In an attempt to generate stronger participation in its key government bond buyback program, Greece on Monday extended the deadline for banks, funds and investors who own its debt to declare whether they will sell their holdings back at a heavy discount.
The public debt management agency, PDMA, said bondholders now have until 1200 GMT (7 a.m. EST) on Tuesday to make up their minds.
The program aims to cut some €20 billion ($25.81 billion) from the crisis-hit country's debt load and ensure it continues to get its international bailout loans. The original deadline expired on Friday, with Greece's largest banks saying they would participate.
The government plans to spend about €10 billion in European funds on the buyback, offering between 30 and 40 percent of the bonds' face value.
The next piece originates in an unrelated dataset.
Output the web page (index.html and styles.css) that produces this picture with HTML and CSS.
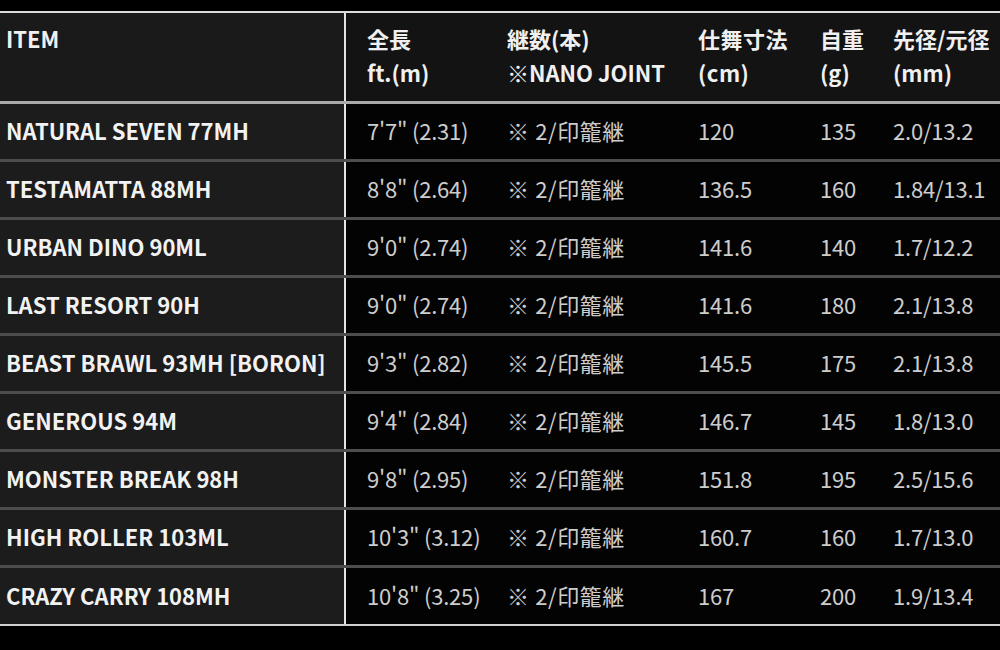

The bonds were trading at even lower prices than that on the secondary market, and Athens hopes investors will leap to the offer as many bought the bonds at less than half that price amid the political uncertainty that plagued Greece in the summer.
PDMA head Stelios Papadopoulos insisted Monday that bondholders are being offered a good deal, and said efforts will continue to get the country's bloated debt back to a manageable course.
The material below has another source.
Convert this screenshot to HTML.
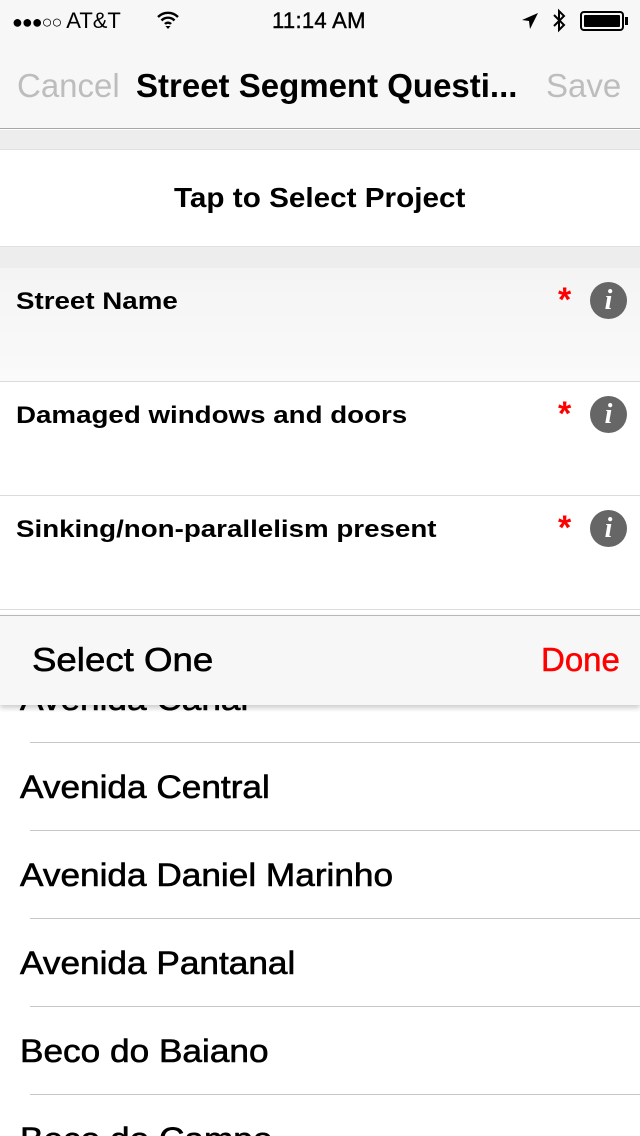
<!DOCTYPE html>
<html><head><meta charset="utf-8"><style>
*{margin:0;padding:0;box-sizing:border-box}
html,body{width:640px;height:1136px;overflow:hidden}
body{background:#fff;font-family:"Liberation Sans",sans-serif;position:relative}
.abs{position:absolute}
.nav{left:0;top:0;width:640px;height:129px;background:#f7f7f7;border-bottom:1px solid #a8a8a8}
.sb{top:8px;font-size:22px;color:#000}
.row{left:0;width:640px;border-bottom:1px solid #dcdcdc}
.q{font-size:24px;font-weight:bold;left:16px;transform:scaleX(1.155);transform-origin:0 0;white-space:nowrap}
.star{color:#f00;font-size:34px;font-weight:bold;left:558px}
.info{width:37px;height:37px;border-radius:50%;background:#666;left:590px;color:#fff;font-family:"Liberation Serif",serif;font-style:italic;font-weight:bold;font-size:28px;text-align:center;line-height:37px}
.li{left:20px;height:88px;font-size:32px;line-height:88px;transform:scaleX(1.1);transform-origin:0 0;white-space:nowrap;-webkit-text-stroke:0.6px #000}
.sep{left:30px;width:610px;height:1px;background:#c8c8c8}
</style></head><body>
<div class="abs nav"></div>
<div class="abs sb" style="left:12px"><span style="font-size:18px;letter-spacing:-1px">●●●○○</span> AT&amp;T</div>
<svg class="abs" style="left:156px;top:10px" width="24" height="20" viewBox="0 0 24 20"><path d="M2 7a14 14 0 0 1 20 0M5.5 10.5a9 9 0 0 1 13 0M9 14a4 4 0 0 1 6 0" stroke="#000" stroke-width="2.4" fill="none"/><path d="M12 19l-2.5-3h5z" fill="#000"/></svg>
<div class="abs sb" style="left:272px;letter-spacing:0.3px;-webkit-text-stroke:0.4px #000">11:14 AM</div>
<svg class="abs" style="left:520px;top:11px" width="20" height="20" viewBox="0 0 20 20"><path d="M18 2L2 9l7 1 1 8z" fill="#000"/></svg>
<svg class="abs" style="left:551px;top:8px" width="16" height="26" viewBox="0 0 16 26"><path d="M3 7l10 10-5 5V3l5 5L3 18" stroke="#000" stroke-width="2" fill="none"/></svg>
<div class="abs" style="left:580px;top:11px;width:44px;height:20px;border:2px solid #000;border-radius:4px;padding:2px"><div style="background:#000;width:100%;height:100%;border-radius:1px"></div></div>
<div class="abs" style="left:625px;top:17px;width:3px;height:8px;background:#000"></div>
<div class="abs" style="left:17px;top:67px;font-size:33px;color:#bdbdbd">Cancel</div>
<div class="abs" style="left:136px;top:67px;font-size:33px;font-weight:bold;color:#000">Street Segment Questi...</div>
<div class="abs" style="left:546px;top:67px;font-size:33px;color:#bdbdbd">Save</div>
<div class="abs" style="left:0;top:130px;width:640px;height:138px;background:#ededed"></div>
<div class="abs" style="left:0;top:149px;width:640px;height:98px;background:#fff;border-top:1px solid #e0e0e0;border-bottom:1px solid #e0e0e0"></div>
<div class="abs" style="left:174px;top:149px;line-height:98px;font-size:28px;font-weight:bold;transform:scaleX(1.06);transform-origin:0 0;white-space:nowrap">Tap to Select Project</div>
<div class="abs row" style="top:268px;height:114px;background:linear-gradient(#f4f4f4,#fafafa)"></div>
<div class="abs row" style="top:382px;height:114px"></div>
<div class="abs row" style="top:496px;height:114px"></div>
<div class="abs q" style="top:288px">Street Name</div>
<div class="abs q" style="top:402px">Damaged windows and doors</div>
<div class="abs q" style="top:516px">Sinking/non-parallelism present</div>
<div class="abs star" style="top:281px">*</div><div class="abs info" style="top:282px">i</div>
<div class="abs star" style="top:395px">*</div><div class="abs info" style="top:396px">i</div>
<div class="abs star" style="top:509px">*</div><div class="abs info" style="top:510px">i</div>
<div class="abs li" style="top:655px">Avenida Canal</div>
<div class="abs sep" style="top:742px"></div>
<div class="abs li" style="top:743px">Avenida Central</div>
<div class="abs sep" style="top:830px"></div>
<div class="abs li" style="top:831px">Avenida Daniel Marinho</div>
<div class="abs sep" style="top:918px"></div>
<div class="abs li" style="top:919px">Avenida Pantanal</div>
<div class="abs sep" style="top:1006px"></div>
<div class="abs li" style="top:1007px">Beco do Baiano</div>
<div class="abs sep" style="top:1094px"></div>
<div class="abs li" style="top:1095px">Beco do Campo</div>
<div class="abs" style="left:0;top:615px;width:640px;height:90px;background:#f7f7f7;border-top:1px solid #b8b8b8;box-shadow:0 3px 5px rgba(0,0,0,0.2)"></div>
<div class="abs" style="left:32px;top:641px;font-size:33px;transform:scaleX(1.11);transform-origin:0 0;white-space:nowrap;-webkit-text-stroke:0.6px #000">Select One</div>
<div class="abs" style="left:541px;top:641px;font-size:33px;color:#f00;-webkit-text-stroke:0.5px #f00">Done</div>
</body></html>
"Investors should bear in mind that even if Greece accepts all bonds tendered in the Invitation, it will continue to engage with its official sector creditors in considering further steps to put its debt on a sustainable path," he said. "Future measures may not involve an opportunity to exit investments in (designated Greek bonds) at the levels offered for this buyback."
Government officials in Athens refused to comment on local media reports that the face value of bonds offered for sale so far has reached between €26 billion and €27 billion.
Greece's financial crisis started three years ago when it admitted its budget deficit would be more than three times bigger than forecast. After it became impossible to raise money on the international bond markets, the country came to depend on rescue loans from its European partners and the International Monetary Fund, adopting harsh austerity measures to secure the funds.
The hugely unpopular cutbacks contributed to a recession that has wiped a fifth off the country's output since 2008, while unemployment is at 26 percent — the worst in decades.
Greece is hoping on Thursday to receive a €34 billion rescue loan installment, after a six-month delay caused by two national elections and long-dragging negotiations with the EU, IMF and European Central Bank over further demanded cutbacks. Although Athens has now adopted the spending, welfare and income cuts — coupled with new tax hikes — to get the money it still has to tie up the debt buyback over the next few days and table new tax laws on Tuesday.
EU Commission spokesman Simon O' Connor insisted Monday that success of the bond deal is "an integral part" of last month's agreement to trim the Greek debt — which is set to reach 190 percent of GDP next year — and unfreeze the bailout cash.
"We are confident that there is still scope for additional tenders by domestic and international investors," he said.
Greece's biggest banks have said they will participate in the buyback, without specifying to what degree. Domestic lenders have already been clobbered earlier this year by Greece's write-off on bonds held by private sector investors, but need the buyback to succeed as most of the forthcoming bailout funds are earmarked for their recapitalization.
The Greek banks hold about a quarter of all the eligible bonds, which have a total face value of €63 billion. International hedge funds own an estimated €15 billion to €25 billion.
Prime Minister Antonis Samaras was upbeat Sunday on the deal's prospects.
"I am convinced that by Monday or Tuesday, one will be able to say with relative certainty that things have gone very well," he said.